FRIDAY MARCH 20, 12:00-1:30PM

Session Chairs: Ashton Ludden and Amy Hand, independent artists, Knoxville, Tennessee, USA

Email: SGC2015WellRounded@gmail.com

This panel initiates a conversation on the shared elements of practice between traditional craft mediums such as printmaking, bookmaking, ceramics, glass, fibers/textiles, wood, and metals/jewelry and the outcomes of integrating these mediums. What are the current and future prospects of craft integration? Many of these craft mediums prospered in factories with a purpose of commercialism and thus have an inherited quality of reproducibility. They primarily use matrices, casts, molds, stencils, patterns, or simply a practiced muscle-memory in order to create multiples. With crafts’ shared historical role as functional objects and mass production, these mediums have struggled to be seen as high or fine art. How has the need for craftsmanship subsided with machinery and new technology? In the contemporary world of concept, has the practice of craft been superseded by the idea of the artist or has the artist revolutionized craft? Unique to these craft mediums is their sense of community. Within their historical settings of guilds or factories, these mediums are typically created with many workers requiring a team effort. Many contemporary craft mediums still necessitate the aid of other artists to create work or a communal space with shared equipment. When different craft communities begin to integrate, in what way do they influence each other?

Presenter 1: Lara Henderson and Beth Brandon, AS220 Industries, Providence, Rhode Island, USA
Paper Title: AS220 Industries: A Maker Movement in Providence

AS220 Industries, located in downtown Providence, RI, provides affordable access to printmaking, photography, digital media, and digital fabrication equipment and education.  Combining these resources under one umbrella is a result of and a catalyst to collaboration and community building.  In partnership with The Steel Yard (metal and ceramics studio) and Keeseh Studios (woodworking studio), AS220Industries is a national model for what a maker community can and should be: a broad set of resources, and the coexistence of craft, concept, and commercial production.

Presenter 2: Andrew Raftery, Rhode Island School of Art and Design, Providence, Rhode Island, USA
Paper Title: From Staffordshire to Providence: A Transferware Project by Andrew Raftery

From the last quarter of the 18th century to the end of the 20th century, the potteries of Staffordshire in England produced massive amounts of prints ­ on clay. Andrew Raftery will present his research into historical transfer printed wares and his own recent work on a set of twelve transfer printed earthenware plates.

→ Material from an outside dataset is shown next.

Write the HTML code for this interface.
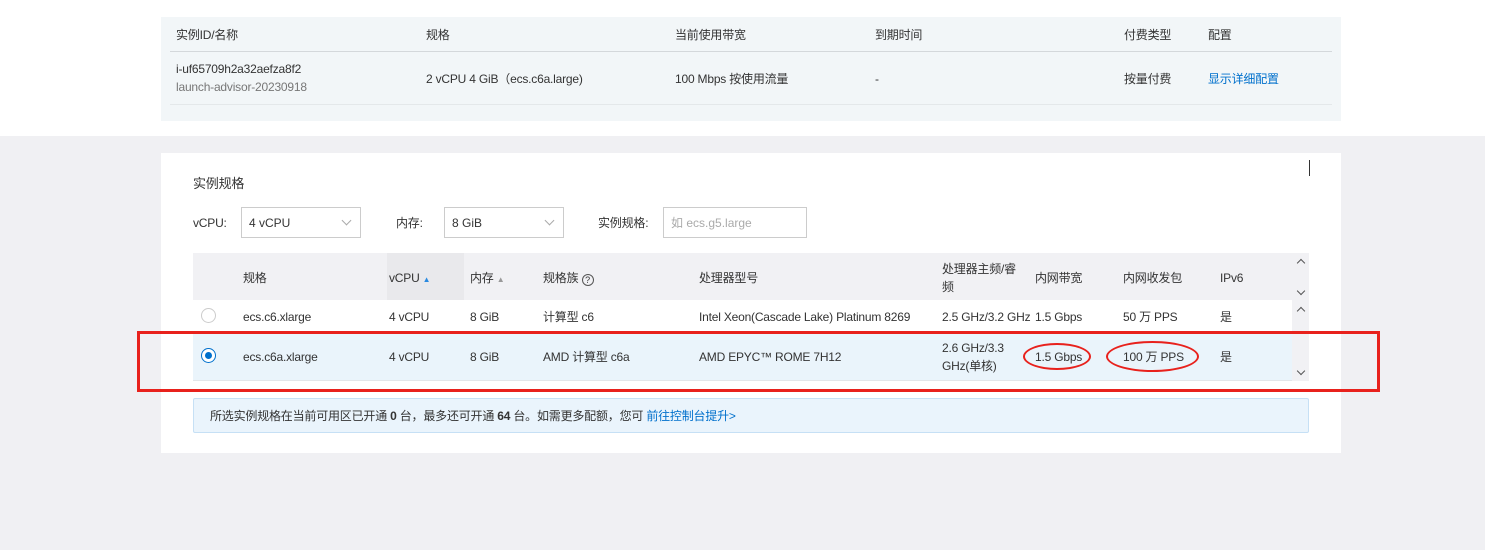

Presenter 3: Andrew Saftel, Pikeville, Tennessee, USA
Paper Title: Work in Mexico: from Prints to Tapestries

Saftel will present his work work in printmaking and its connections with his recent tapestries produced in Mexico. The tapestry project evolved using imagery initially created for a series of prints in woodcut, drypoint and collagraph. He will also discuss the different crafts produced in an area of central Mexico where he has spent part of each year doing studio work since 2009.